* **WORK TO DO**: Say only how many lines contain the word "this".

* **SUPPLIED INFORMATION**:
>> START

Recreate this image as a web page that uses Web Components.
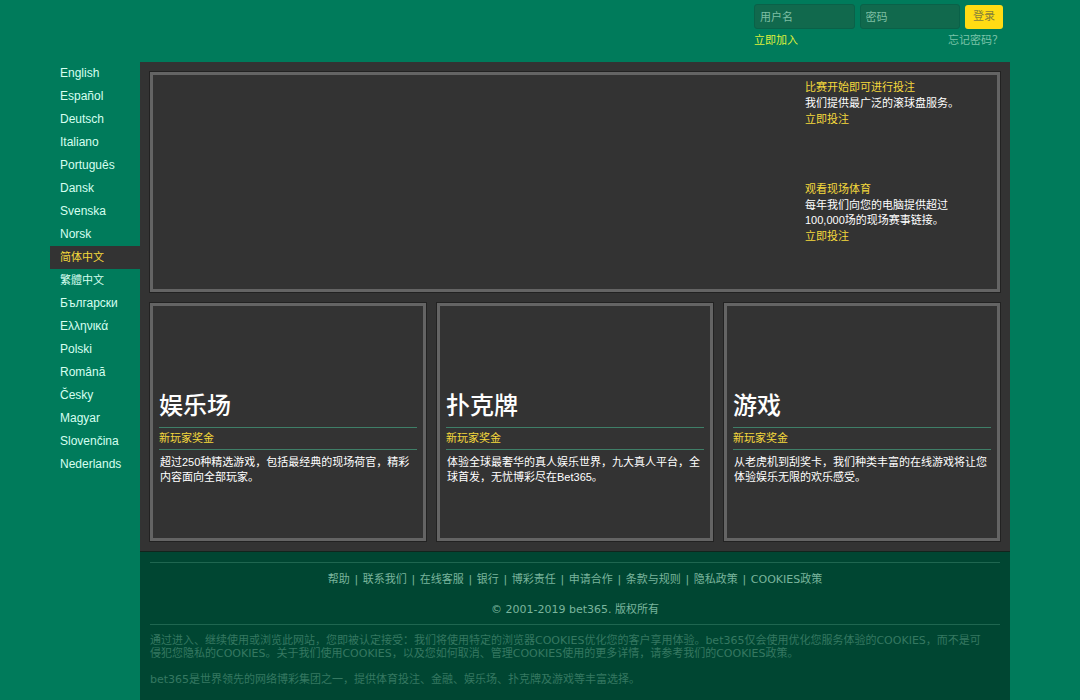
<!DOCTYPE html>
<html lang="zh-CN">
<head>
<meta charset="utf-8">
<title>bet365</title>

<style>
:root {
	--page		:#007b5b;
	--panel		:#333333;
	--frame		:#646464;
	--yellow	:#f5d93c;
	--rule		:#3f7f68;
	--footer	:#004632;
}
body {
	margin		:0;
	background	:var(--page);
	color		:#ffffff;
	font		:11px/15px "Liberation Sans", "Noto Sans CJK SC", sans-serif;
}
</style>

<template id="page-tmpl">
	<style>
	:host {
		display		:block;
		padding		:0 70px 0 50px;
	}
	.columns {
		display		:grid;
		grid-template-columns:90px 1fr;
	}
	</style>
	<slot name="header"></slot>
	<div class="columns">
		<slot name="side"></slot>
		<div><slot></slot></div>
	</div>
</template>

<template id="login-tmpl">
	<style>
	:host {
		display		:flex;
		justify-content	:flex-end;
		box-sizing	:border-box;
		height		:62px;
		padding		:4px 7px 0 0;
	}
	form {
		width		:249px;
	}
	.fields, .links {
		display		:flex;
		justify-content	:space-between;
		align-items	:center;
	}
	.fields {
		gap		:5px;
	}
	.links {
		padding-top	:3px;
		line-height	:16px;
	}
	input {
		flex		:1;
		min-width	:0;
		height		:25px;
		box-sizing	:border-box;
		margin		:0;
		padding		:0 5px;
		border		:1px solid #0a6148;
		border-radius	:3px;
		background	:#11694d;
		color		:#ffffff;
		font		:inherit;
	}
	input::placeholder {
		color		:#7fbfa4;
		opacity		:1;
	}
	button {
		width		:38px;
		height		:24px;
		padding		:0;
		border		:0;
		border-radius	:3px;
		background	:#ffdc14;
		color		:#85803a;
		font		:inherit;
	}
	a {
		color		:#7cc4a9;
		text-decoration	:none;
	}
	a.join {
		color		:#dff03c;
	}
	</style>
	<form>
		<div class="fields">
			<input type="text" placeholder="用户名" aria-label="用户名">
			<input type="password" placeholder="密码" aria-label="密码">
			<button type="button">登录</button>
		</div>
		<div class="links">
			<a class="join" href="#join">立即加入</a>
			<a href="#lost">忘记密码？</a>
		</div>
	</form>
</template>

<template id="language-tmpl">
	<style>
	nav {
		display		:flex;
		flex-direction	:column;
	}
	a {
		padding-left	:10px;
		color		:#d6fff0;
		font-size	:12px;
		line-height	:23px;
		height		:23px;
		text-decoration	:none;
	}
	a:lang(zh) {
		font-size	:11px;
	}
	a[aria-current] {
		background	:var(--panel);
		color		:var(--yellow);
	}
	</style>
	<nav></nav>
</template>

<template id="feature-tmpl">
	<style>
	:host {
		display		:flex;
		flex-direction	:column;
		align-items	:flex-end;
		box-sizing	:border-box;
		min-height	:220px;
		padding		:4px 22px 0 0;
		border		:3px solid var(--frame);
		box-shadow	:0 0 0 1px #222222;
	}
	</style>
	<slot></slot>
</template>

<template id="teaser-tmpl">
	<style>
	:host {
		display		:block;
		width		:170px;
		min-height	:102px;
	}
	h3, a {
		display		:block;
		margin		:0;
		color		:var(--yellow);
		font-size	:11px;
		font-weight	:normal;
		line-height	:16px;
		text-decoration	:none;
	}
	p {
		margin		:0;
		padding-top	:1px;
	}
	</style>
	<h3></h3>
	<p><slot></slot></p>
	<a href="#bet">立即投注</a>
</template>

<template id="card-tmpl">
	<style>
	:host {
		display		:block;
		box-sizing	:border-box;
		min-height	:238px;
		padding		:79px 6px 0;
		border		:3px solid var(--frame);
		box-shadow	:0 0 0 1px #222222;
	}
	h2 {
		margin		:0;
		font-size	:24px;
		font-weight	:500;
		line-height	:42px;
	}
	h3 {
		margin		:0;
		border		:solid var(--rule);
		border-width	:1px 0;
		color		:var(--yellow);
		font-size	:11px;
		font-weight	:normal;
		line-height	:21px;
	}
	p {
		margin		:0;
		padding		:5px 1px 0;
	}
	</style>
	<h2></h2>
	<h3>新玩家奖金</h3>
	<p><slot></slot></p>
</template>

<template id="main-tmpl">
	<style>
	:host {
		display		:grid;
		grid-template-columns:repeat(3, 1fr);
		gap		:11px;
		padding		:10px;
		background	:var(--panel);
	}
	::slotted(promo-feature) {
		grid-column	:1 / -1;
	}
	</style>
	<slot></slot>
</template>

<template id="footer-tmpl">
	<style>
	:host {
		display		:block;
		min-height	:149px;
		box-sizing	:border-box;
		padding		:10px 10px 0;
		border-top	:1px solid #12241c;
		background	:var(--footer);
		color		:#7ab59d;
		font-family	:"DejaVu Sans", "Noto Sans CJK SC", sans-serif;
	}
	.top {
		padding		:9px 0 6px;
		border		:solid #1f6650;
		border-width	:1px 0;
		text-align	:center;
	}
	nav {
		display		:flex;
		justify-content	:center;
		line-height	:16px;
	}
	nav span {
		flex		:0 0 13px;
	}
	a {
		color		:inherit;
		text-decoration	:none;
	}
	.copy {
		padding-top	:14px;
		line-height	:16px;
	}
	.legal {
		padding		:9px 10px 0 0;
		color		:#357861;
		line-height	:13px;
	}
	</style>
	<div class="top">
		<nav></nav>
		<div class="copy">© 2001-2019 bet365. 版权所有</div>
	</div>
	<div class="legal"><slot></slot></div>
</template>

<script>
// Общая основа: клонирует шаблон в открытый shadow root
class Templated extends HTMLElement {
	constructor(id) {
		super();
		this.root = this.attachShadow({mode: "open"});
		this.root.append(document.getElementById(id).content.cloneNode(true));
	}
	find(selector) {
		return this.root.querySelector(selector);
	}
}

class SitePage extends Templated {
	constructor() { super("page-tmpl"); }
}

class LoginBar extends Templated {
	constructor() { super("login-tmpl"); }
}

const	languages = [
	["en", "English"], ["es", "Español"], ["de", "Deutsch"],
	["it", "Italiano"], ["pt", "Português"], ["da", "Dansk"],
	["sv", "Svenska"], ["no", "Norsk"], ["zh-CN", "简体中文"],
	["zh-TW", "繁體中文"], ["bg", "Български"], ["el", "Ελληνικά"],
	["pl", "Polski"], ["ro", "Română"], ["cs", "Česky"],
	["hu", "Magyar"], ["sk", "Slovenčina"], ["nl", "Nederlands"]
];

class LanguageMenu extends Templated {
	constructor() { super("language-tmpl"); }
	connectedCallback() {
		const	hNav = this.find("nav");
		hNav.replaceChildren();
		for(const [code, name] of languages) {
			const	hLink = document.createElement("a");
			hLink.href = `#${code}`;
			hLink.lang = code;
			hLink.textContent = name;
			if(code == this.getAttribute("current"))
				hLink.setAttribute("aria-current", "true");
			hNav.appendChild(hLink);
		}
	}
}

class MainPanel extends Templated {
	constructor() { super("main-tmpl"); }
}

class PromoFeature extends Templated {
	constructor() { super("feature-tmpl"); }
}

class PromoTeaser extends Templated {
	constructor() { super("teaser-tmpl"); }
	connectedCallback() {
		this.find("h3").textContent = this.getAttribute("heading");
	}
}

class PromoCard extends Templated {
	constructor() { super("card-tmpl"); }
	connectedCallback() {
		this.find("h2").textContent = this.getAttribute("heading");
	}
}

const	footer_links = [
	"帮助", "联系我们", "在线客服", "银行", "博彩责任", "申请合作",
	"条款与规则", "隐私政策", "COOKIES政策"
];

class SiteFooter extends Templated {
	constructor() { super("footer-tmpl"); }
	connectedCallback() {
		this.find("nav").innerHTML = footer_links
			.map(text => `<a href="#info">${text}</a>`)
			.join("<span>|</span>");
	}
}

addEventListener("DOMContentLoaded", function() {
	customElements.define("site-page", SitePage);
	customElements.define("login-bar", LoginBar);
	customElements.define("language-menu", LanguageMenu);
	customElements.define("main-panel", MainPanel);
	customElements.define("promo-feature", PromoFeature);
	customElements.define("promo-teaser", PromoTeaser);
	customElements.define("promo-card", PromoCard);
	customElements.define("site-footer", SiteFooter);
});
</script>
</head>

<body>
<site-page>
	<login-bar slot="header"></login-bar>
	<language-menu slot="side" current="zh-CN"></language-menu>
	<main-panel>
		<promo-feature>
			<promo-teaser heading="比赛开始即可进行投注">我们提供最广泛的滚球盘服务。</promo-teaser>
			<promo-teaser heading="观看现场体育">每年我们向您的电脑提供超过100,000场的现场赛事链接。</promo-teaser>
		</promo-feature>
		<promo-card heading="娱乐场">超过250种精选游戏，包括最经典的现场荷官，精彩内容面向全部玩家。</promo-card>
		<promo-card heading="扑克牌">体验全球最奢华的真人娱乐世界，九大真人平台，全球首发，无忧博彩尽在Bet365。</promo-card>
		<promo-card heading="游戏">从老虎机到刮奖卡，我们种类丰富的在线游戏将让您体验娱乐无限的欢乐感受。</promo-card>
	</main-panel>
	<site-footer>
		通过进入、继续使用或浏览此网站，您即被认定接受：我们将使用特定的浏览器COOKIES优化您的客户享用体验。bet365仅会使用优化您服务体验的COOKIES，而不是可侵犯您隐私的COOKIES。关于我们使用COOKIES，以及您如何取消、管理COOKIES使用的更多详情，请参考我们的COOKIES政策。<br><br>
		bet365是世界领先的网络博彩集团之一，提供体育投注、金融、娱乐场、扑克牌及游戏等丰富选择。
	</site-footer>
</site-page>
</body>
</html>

>> END

* **FULL OUTPUT**: 9